"The entire conversation changed"
"In one minute, one instant, one flash . . ."
The assassination of former Pakistan Prime Minister and reformer Benazir Bhutto has reconfigured the conventional wisdom's thinking about the 2008 presidential race.
At least for a day.
We listen a little closer to the words of Hillary Clinton, and her personal meeting with Bhutto and wonder . . . maybe experience does trump hope? We turn up the volume on the television sets when those gray-haired old white men start speaking. Sen. John McCain looks a little steadier in wartime. Maybe even hard-knocks Rudy Giuliani gets another look.
"The entire conversation changed, in one minute, one instant, one flash," said NBC's chief foreign correspondent Andrea Mitchell tonight.
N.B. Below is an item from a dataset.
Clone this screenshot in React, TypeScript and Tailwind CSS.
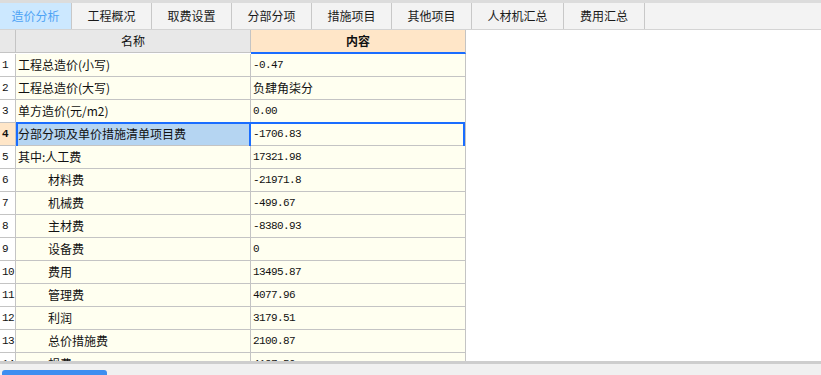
import React from "react";

const tabs = [
  { label: "造价分析", w: "w-[72px]", active: true },
  { label: "工程概况", w: "w-[80px]" },
  { label: "取费设置", w: "w-[80px]" },
  { label: "分部分项", w: "w-[80px]" },
  { label: "措施项目", w: "w-[80px]" },
  { label: "其他项目", w: "w-[80px]" },
  { label: "人材机汇总", w: "w-[92px]" },
  { label: "费用汇总", w: "w-[81px]" },
];

const rows: { name: string; value: string; indent?: boolean }[] = [
  { name: "工程总造价(小写)", value: "-0.47" },
  { name: "工程总造价(大写)", value: "负肆角柒分" },
  { name: "单方造价(元/m2)", value: "0.00" },
  { name: "分部分项及单价措施清单项目费", value: "-1706.83" },
  { name: "其中:人工费", value: "17321.98" },
  { name: "材料费", value: "-21971.8", indent: true },
  { name: "机械费", value: "-499.67", indent: true },
  { name: "主材费", value: "-8380.93", indent: true },
  { name: "设备费", value: "0", indent: true },
  { name: "费用", value: "13495.87", indent: true },
  { name: "管理费", value: "4077.96", indent: true },
  { name: "利润", value: "3179.51", indent: true },
  { name: "总价措施费", value: "2100.87", indent: true },
  { name: "规费", value: "4187.50", indent: true },
];

const cjk = "font-['Noto_Sans_CJK_SC','Noto_Sans',sans-serif]";
const mono = "font-['Liberation_Mono','Noto_Sans_CJK_SC',monospace] text-[11px] tracking-[-0.6px]";

export default function App() {
  return (
    <div className={`w-[821px] h-[375px] bg-white flex flex-col overflow-hidden text-[#111] ${cjk}`}>
      {/* tab strip */}
      <div className="h-[30px] shrink-0 flex border-t-[3px] border-b border-t-[#dcdcdc] border-b-[#d4d4d4] bg-[#f3f3f3]">
        {tabs.map((t) => (
          <div
            key={t.label}
            className={`${t.w} h-full flex items-center justify-center border-r border-[#c8c8c8] text-[12px] leading-none ${
              t.active ? "bg-[#cce8ff] text-[#4ea3f5]" : "text-[#1a1a1a]"
            }`}
          >
            {t.label}
          </div>
        ))}
      </div>

      {/* grid */}
      <div className="flex-1 overflow-hidden bg-white">
        <div className="w-[466px] flex flex-col">
          {/* header */}
          <div className="flex h-[24px]">
            <div className="w-[16px] h-[23px] bg-[#e8e8e8] border-r border-b border-[#c4c4c4]" />
            <div className="w-[235px] h-[23px] bg-[#e8e8e8] border-r border-b border-[#c4c4c4] flex items-center justify-center text-[12px]">
              名称
            </div>
            <div className="w-[215px] h-[24px] bg-[#ffe6c8] border-r border-[#c4c4c4] border-b-2 border-b-[#1a6dff] flex items-center justify-center text-[12px] font-bold">
              内容
            </div>
          </div>
          {rows.map((r, i) => {
            const sel = i === 3;
            return (
              <div key={i} className="relative flex h-[23px] shrink-0">
                <div
                  className={`w-[16px] h-full border-r border-b border-[#c4c4c4] flex items-center pl-[2px] ${mono} ${
                    sel ? "bg-[#ffe6c8] font-bold" : "bg-white"
                  }`}
                >
                  {i + 1}
                </div>
                <div
                  className={`w-[235px] h-full border-r border-b border-[#c4c4c4] flex items-center text-[12px] leading-none whitespace-nowrap ${
                    r.indent ? "pl-[32px]" : "pl-[2px]"
                  } ${sel ? "bg-[#b5d5f2]" : "bg-[#fffff0]"}`}
                >
                  {r.name}
                </div>
                <div
                  className={`w-[215px] h-full border-r border-b border-[#c4c4c4] bg-[#fffff0] flex items-center pl-[2px] whitespace-nowrap ${
                    /[0-9]/.test(r.value) ? mono : "text-[12px]"
                  }`}
                >
                  {r.value}
                </div>
                {sel && (
                  <>
                    <div className="absolute left-[16px] top-[-1px] w-[449px] h-[26px] border-2 border-[#1a6dff] pointer-events-none" />
                    <div className="absolute left-[249px] top-[-1px] w-[2px] h-[26px] bg-[#1a6dff] pointer-events-none" />
                  </>
                )}
              </div>
            );
          })}
        </div>
      </div>

      {/* bottom bar */}
      <div className="h-[14px] shrink-0 border-t-[3px] border-[#cdcdcd] bg-[#f0f0f0] flex items-end pl-[2px]">
        <div className="w-[105px] h-[5px] rounded-t-[3px] bg-[#3d8ef0]" />
      </div>
    </div>
  );
}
How would our next president handle this crisis? Bill Richardson is calling for Pakistan Prime Minister and Bhutto rival Pervez Musharraf to step down. Joe Biden is demanding Pakistan hold free elections. Or do we need a president who would back Musharraf during this storm for stability's sake?
"With President Bush not on the ballot, the most senior figures in the race on either side of the aisle who may inherit that "rally round the flag" effect are Hillary Clinton and John McCain. Clinton, in fact, may benefit the most," writes Steven Stark on RealClearPolitics.
Suddenly, the other man from Hope may not be so funny. In a minor blunder, Mike Huckabee appeared to say Pakistan was currently under marshal law. Critics pounced. It's minor. But in the high-stakes game of presidential politics in wartime, it's surely not petty.